## start

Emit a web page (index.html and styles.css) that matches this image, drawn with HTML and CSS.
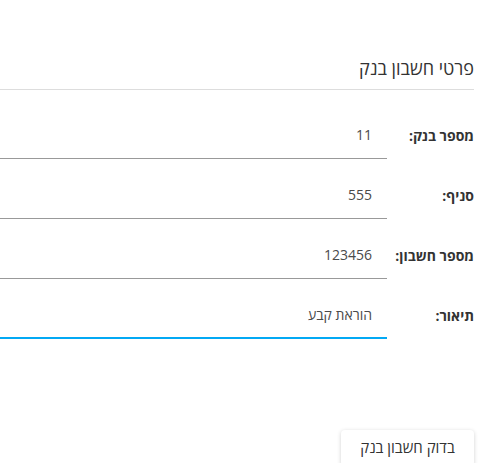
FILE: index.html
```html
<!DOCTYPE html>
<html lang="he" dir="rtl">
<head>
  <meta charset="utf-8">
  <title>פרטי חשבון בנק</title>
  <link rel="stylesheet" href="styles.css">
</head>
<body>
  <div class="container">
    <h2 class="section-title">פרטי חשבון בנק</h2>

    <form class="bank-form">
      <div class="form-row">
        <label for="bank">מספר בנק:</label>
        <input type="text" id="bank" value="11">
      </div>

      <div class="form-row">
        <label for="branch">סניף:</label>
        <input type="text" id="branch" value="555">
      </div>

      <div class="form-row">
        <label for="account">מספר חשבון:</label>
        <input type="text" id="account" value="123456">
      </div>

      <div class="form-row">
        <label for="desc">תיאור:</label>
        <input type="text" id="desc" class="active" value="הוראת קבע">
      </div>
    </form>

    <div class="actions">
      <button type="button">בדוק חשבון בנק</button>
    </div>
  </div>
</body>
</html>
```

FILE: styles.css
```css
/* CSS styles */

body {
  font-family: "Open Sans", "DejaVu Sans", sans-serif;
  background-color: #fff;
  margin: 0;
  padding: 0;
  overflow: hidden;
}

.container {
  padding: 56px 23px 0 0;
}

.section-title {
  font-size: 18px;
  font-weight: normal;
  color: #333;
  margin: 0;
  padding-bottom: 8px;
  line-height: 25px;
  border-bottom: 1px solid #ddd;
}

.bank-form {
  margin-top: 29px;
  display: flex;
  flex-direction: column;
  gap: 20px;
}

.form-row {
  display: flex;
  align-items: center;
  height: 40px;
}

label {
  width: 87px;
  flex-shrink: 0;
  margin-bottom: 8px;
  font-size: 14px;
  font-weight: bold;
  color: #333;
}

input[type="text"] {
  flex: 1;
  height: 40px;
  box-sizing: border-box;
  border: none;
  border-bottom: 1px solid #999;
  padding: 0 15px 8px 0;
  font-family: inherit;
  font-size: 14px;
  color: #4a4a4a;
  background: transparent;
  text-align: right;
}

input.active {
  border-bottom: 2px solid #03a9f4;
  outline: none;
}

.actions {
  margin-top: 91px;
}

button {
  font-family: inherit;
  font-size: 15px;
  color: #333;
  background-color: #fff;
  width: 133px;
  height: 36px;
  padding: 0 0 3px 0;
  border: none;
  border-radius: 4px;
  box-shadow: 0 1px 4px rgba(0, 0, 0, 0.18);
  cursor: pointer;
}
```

## end

◆ Short task ◆
Leave out the pictures and output the rest of the material exactly as written.

◆ Finished answer ◆
Emit a web page (index.html and styles.css) that matches this image, drawn with HTML and CSS.
FILE: index.html
```html
<!DOCTYPE html>
<html lang="he" dir="rtl">
<head>
  <meta charset="utf-8">
  <title>פרטי חשבון בנק</title>
  <link rel="stylesheet" href="styles.css">
</head>
<body>
  <div class="container">
    <h2 class="section-title">פרטי חשבון בנק</h2>

    <form class="bank-form">
      <div class="form-row">
        <label for="bank">מספר בנק:</label>
        <input type="text" id="bank" value="11">
      </div>

      <div class="form-row">
        <label for="branch">סניף:</label>
        <input type="text" id="branch" value="555">
      </div>

      <div class="form-row">
        <label for="account">מספר חשבון:</label>
        <input type="text" id="account" value="123456">
      </div>

      <div class="form-row">
        <label for="desc">תיאור:</label>
        <input type="text" id="desc" class="active" value="הוראת קבע">
      </div>
    </form>

    <div class="actions">
      <button type="button">בדוק חשבון בנק</button>
    </div>
  </div>
</body>
</html>
```

FILE: styles.css
```css
/* CSS styles */

body {
  font-family: "Open Sans", "DejaVu Sans", sans-serif;
  background-color: #fff;
  margin: 0;
  padding: 0;
  overflow: hidden;
}

.container {
  padding: 56px 23px 0 0;
}

.section-title {
  font-size: 18px;
  font-weight: normal;
  color: #333;
  margin: 0;
  padding-bottom: 8px;
  line-height: 25px;
  border-bottom: 1px solid #ddd;
}

.bank-form {
  margin-top: 29px;
  display: flex;
  flex-direction: column;
  gap: 20px;
}

.form-row {
  display: flex;
  align-items: center;
  height: 40px;
}

label {
  width: 87px;
  flex-shrink: 0;
  margin-bottom: 8px;
  font-size: 14px;
  font-weight: bold;
  color: #333;
}

input[type="text"] {
  flex: 1;
  height: 40px;
  box-sizing: border-box;
  border: none;
  border-bottom: 1px solid #999;
  padding: 0 15px 8px 0;
  font-family: inherit;
  font-size: 14px;
  color: #4a4a4a;
  background: transparent;
  text-align: right;
}

input.active {
  border-bottom: 2px solid #03a9f4;
  outline: none;
}

.actions {
  margin-top: 91px;
}

button {
  font-family: inherit;
  font-size: 15px;
  color: #333;
  background-color: #fff;
  width: 133px;
  height: 36px;
  padding: 0 0 3px 0;
  border: none;
  border-radius: 4px;
  box-shadow: 0 1px 4px rgba(0, 0, 0, 0.18);
  cursor: pointer;
}
```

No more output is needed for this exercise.